Now, when I listen, a beautiful song, I enjoy it no doubt, but it’s limitation also appears clearly to me, when I attend a fascinating lecture on number theory, I enjoy it, admire it, but I see through my eye’s, despite its strength to ignite, how it falls short to push completely, by itself, unless involvement raises to such a pitch that even that maths start’s dis-appearing. But in essence everything is involvement. And limited forms will get you to middle or even a little higher, but never the highest, your association with these forms, will pull you back again from highest level of involvement, back and forth, till you don’t understand the foolishness of your associating of your state to simply that object, rather than involvement.
So now when I listen a music, I do get involved it, but after a point, I do know, I have to leave the music also to raise the pitch of involvement long enough beyond threshold, in the calm ocean of stillness.

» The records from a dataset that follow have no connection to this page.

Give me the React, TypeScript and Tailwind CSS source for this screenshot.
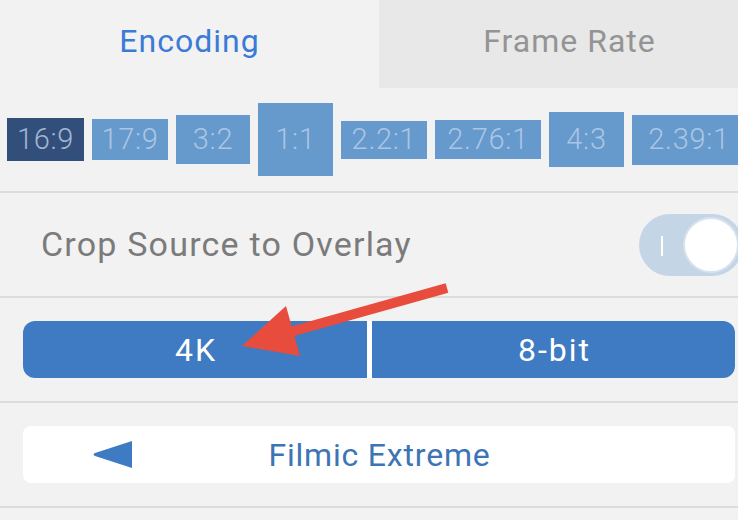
import React from "react";

const ratios = [
  { label: "16:9", w: 77, h: 43, dark: true },
  { label: "17:9", w: 76, h: 41 },
  { label: "3:2", w: 74, h: 49 },
  { label: "1:1", w: 75, h: 73 },
  { label: "2.2:1", w: 86, h: 38 },
  { label: "2.76:1", w: 106, h: 39 },
  { label: "4:3", w: 75, h: 55 },
  { label: "2.39:1", w: 122, h: 50 },
];

export default function App() {
  return (
    <div
      className="relative w-[738px] h-[520px] overflow-hidden bg-[#f2f2f2]"
      style={{ fontFamily: "Roboto, 'Liberation Sans', sans-serif" }}
    >
      {/* Tabs */}
      <div className="flex h-[88px]">
        <div className="w-[379px] flex items-center justify-center pb-[6px] bg-[#f2f2f2] text-[#3a7bd8] text-[32px] tracking-[1px]">
          Encoding
        </div>
        <div className="flex-1 flex items-center justify-center pb-[6px] pl-[22px] bg-[#e8e8e8] text-[#949494] text-[32px] tracking-[1px]">
          Frame Rate
        </div>
      </div>

      {/* Aspect ratios */}
      <div className="h-[103px] flex items-center gap-[8px] pl-[7px] whitespace-nowrap">
        {ratios.map((r) => (
          <div
            key={r.label}
            className={
              "shrink-0 flex items-center justify-center text-[29px] font-light tracking-[0.7px] " +
              (r.dark ? "bg-[#324f7c] text-[#a3b6d0]" : "bg-[#6699cc] text-[#abc6e5]")
            }
            style={{ width: r.w, height: r.h }}
          >
            <span className={r.label === "2.39:1" ? "pr-[8px]" : ""}>{r.label}</span>
          </div>
        ))}
      </div>
      <div className="h-[2px] bg-[#dcdcdc]" />

      {/* Crop row */}
      <div className="h-[103px] flex items-center justify-between pl-[41px]">
        <span className="text-[34px] tracking-[1.2px] text-[#7b7b7b]">Crop Source to Overlay</span>
        <div className="relative w-[104px] h-[62px] mr-[-5px] rounded-full bg-[#c4d5e6] shrink-0">
          <div className="absolute left-[22px] top-[22px] w-[2px] h-[20px] bg-white" />
          <div className="absolute left-[44px] top-[3px] w-[56px] h-[56px] rounded-full bg-white border-[2px] border-[#d6e2ee]" />
        </div>
      </div>
      <div className="h-[2px] bg-[#dcdcdc]" />

      {/* 4K / 8-bit */}
      <div className="h-[103px] flex items-center pl-[23px] pr-[3px]">
        <div className="flex w-full h-[57px] rounded-[12px] overflow-hidden bg-white">
          <div className="w-[344px] flex items-center justify-center pl-[2px] bg-[#3f7bc2] text-white text-[32px] tracking-[2px]">
            4K
          </div>
          <div className="w-[5px]" />
          <div className="flex-1 flex items-center justify-center pl-[2px] bg-[#3f7bc2] text-white text-[32px] tracking-[2px]">
            8-bit
          </div>
        </div>
      </div>
      <div className="h-[2px] bg-[#dcdcdc]" />

      {/* Filmic Extreme */}
      <div className="h-[103px] flex items-center pl-[23px] pr-[3px]">
        <div className="relative flex w-full h-[57px] rounded-[8px] bg-white items-center justify-center pl-[1px] text-[#3d74b6] text-[32px] tracking-[0.8px]">
          <svg className="absolute left-[69px] top-[14px]" width="41" height="29" viewBox="0 0 41 29">
            <path d="M40 1 L40 28 L3 16 Q0 14.5 3 13 Z" fill="#3f7bc2" strokeLinejoin="round" />
          </svg>
          Filmic Extreme
        </div>
      </div>
      <div className="h-[2px] bg-[#dcdcdc]" />

      {/* Red arrow overlay */}
      <svg className="absolute left-0 top-0 pointer-events-none" width="738" height="520">
        <line x1="447" y1="288" x2="290" y2="332" stroke="#e84c3d" strokeWidth="10" />
        <polygon points="242,346 286,306 300,356" fill="#e84c3d" />
      </svg>
    </div>
  );
}
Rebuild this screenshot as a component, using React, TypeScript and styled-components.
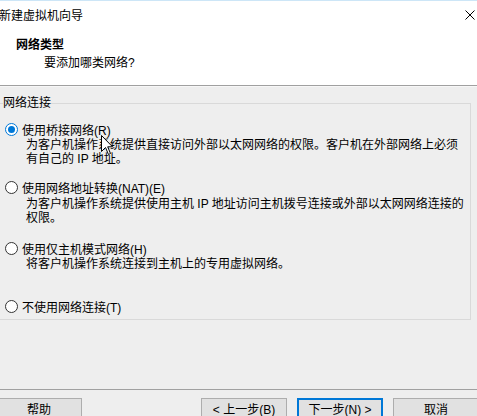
import React from "react";
import styled, { createGlobalStyle } from "styled-components";

const Global = createGlobalStyle`
  html, body { margin: 0; padding: 0; background: #eeeeee; overflow: hidden; }
  body { font-family: "Liberation Sans", "Noto Sans CJK SC", sans-serif; font-size: 12px; color: #000; }
`;

const Window = styled.div`
  position: relative;
  width: 477px;
  height: 416px;
  overflow: hidden;
  background: #eeeeee;
`;

const TitleBar = styled.div`
  height: 29px;
  border-top: 1px solid #cde6f7;
  background: #fff;
  display: flex;
  align-items: center;
  justify-content: space-between;
`;

const TitleText = styled.span`
  margin-left: -1px;
  line-height: 16px;
`;

const CloseIcon = styled.svg`
  width: 10px;
  height: 10px;
  margin-right: 2px;
  margin-top: -2px;
`;

const Header = styled.div`
  height: 56px;
  background: #fff;
  padding-top: 7px;
  box-sizing: border-box;
  border-bottom: 1px solid #a0a0a0;
`;

const HeaderTitle = styled.div`
  font-weight: 700;
  line-height: 16px;
  margin-left: 16px;
`;

const HeaderSub = styled.div`
  line-height: 16px;
  margin-top: 2px;
  margin-left: 44px;
`;

const Body = styled.div`
  height: 303px;
  box-sizing: border-box;
  padding-top: 9px;
  border-top: 1px solid #f7f7f7;
`;

const GroupBox = styled.fieldset`
  margin: 0 0 0 -4px;
  width: 475px;
  box-sizing: border-box;
  border: 1px solid #d9d9d9;
  padding: 0 0 5px 6px;
`;

const Legend = styled.legend`
  padding: 0;
  line-height: 14px;
`;

const Option = styled.div<{ $top: number }>`
  margin-top: ${(p) => p.$top}px;
  display: flex;
  flex-direction: column;
`;

const RadioRow = styled.div`
  display: flex;
  align-items: center;
  height: 16px;
  white-space: nowrap;
`;

const Radio = styled.span<{ $checked?: boolean }>`
  width: 13px;
  height: 13px;
  box-sizing: border-box;
  border-radius: 50%;
  margin-left: 2px;
  margin-right: 4px;
  border: 1px solid ${(p) => (p.$checked ? "#0078d7" : "#333")};
  background: #fff;
  display: flex;
  align-items: center;
  justify-content: center;
  flex-shrink: 0;
  &::after {
    content: "";
    display: ${(p) => (p.$checked ? "block" : "none")};
    width: 7px;
    height: 7px;
    border-radius: 50%;
    background: #0078d7;
  }
`;

const Desc = styled.div<{ $gap: number }>`
  margin-left: 23px;
  margin-top: ${(p) => p.$gap}px;
  line-height: 14px;
  white-space: nowrap;
`;

const ButtonBar = styled.div`
  border-top: 1px solid #a0a0a0;
  display: flex;
  justify-content: space-between;
  padding-top: 8px;
  margin: 0 -2px 0 -4px;
`;

const Group = styled.div`
  display: flex;
  gap: 10px;
`;

const Button = styled.button<{ $default?: boolean }>`
  width: 86px;
  height: 23px;
  box-sizing: border-box;
  background: #e1e1e1;
  border: ${(p) => (p.$default ? "2px solid #0078d7" : "1px solid #adadad")};
  font-family: inherit;
  font-size: 12px;
  color: #000;
  padding: 0;
  line-height: 16px;
  flex-shrink: 0;
`;

const Cursor = styled.svg`
  position: absolute;
  left: 101px;
  top: 135px;
  width: 13px;
  height: 21px;
`;

const options = [
  {
    label: "使用桥接网络(R)",
    checked: true,
    top: 11,
    gap: 1,
    lines: [
      "为客户机操作系统提供直接访问外部以太网网络的权限。客户机在外部网络上必须",
      "有自己的 IP 地址。",
    ],
  },
  {
    label: "使用网络地址转换(NAT)(E)",
    top: 13,
    gap: 2,
    lines: [
      "为客户机操作系统提供使用主机 IP 地址访问主机拨号连接或外部以太网网络连接的",
      "权限。",
    ],
  },
  {
    label: "使用仅主机模式网络(H)",
    top: 15,
    gap: 1,
    lines: ["将客户机操作系统连接到主机上的专用虚拟网络。"],
  },
  {
    label: "不使用网络连接(T)",
    top: 27,
    gap: 0,
    lines: [] as string[],
  },
];

export default function App() {
  return (
    <Window>
      <Global />
      <TitleBar>
        <TitleText>新建虚拟机向导</TitleText>
        <CloseIcon viewBox="0 0 10 10">
          <path d="M0.5 0.5 L9.5 9.5 M9.5 0.5 L0.5 9.5" stroke="#000" strokeWidth="1" fill="none" />
        </CloseIcon>
      </TitleBar>
      <Header>
        <HeaderTitle>网络类型</HeaderTitle>
        <HeaderSub>要添加哪类网络?</HeaderSub>
      </Header>
      <Body>
        <GroupBox>
          <Legend>网络连接</Legend>
          {options.map((o) => (
            <Option key={o.label} $top={o.top}>
              <RadioRow>
                <Radio $checked={o.checked} />
                {o.label}
              </RadioRow>
              {o.lines.length > 0 && (
                <Desc $gap={o.gap}>
                  {o.lines.map((l) => (
                    <div key={l}>{l}</div>
                  ))}
                </Desc>
              )}
            </Option>
          ))}
        </GroupBox>
      </Body>
      <ButtonBar>
        <Button>帮助</Button>
        <Group>
          <Button>&lt; 上一步(B)</Button>
          <Button $default>下一步(N) &gt;</Button>
          <Button>取消</Button>
        </Group>
      </ButtonBar>
      <Cursor viewBox="0 0 13 21">
        <path d="M0.5 0.5 L0.5 16.5 L4.5 12.5 L7.5 19.5 L9.5 18.5 L6.7 11.8 L11.5 11.8 Z" fill="#fff" stroke="#000" strokeWidth="1" />
      </Cursor>
    </Window>
  );
}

Same is that with any other activity, be it studying, etc.
Music, meditation or any other medium, are like train, which leaves you till a point, but after that it is you who has to travel rest, by coming out of train (which keeps going from one world to another back and forth), and just sink into ocean by feeling that absolute stillness which is created . . . .
Then I realized, yes, I may use things(which are by its very nature limited). for some purpose, carrying an expiry date, but in effect, there is only one thing, which has no limit’s, simply boundless, that is uncolored, deeply calm and unruffled, yet massive like ocean kind of inner involvement
So, If you have not felt what I am feeling, either you haven’t lived intensely enough engaging in some activity, or haven’t raised it beyond a limit, not living in and out through that activity.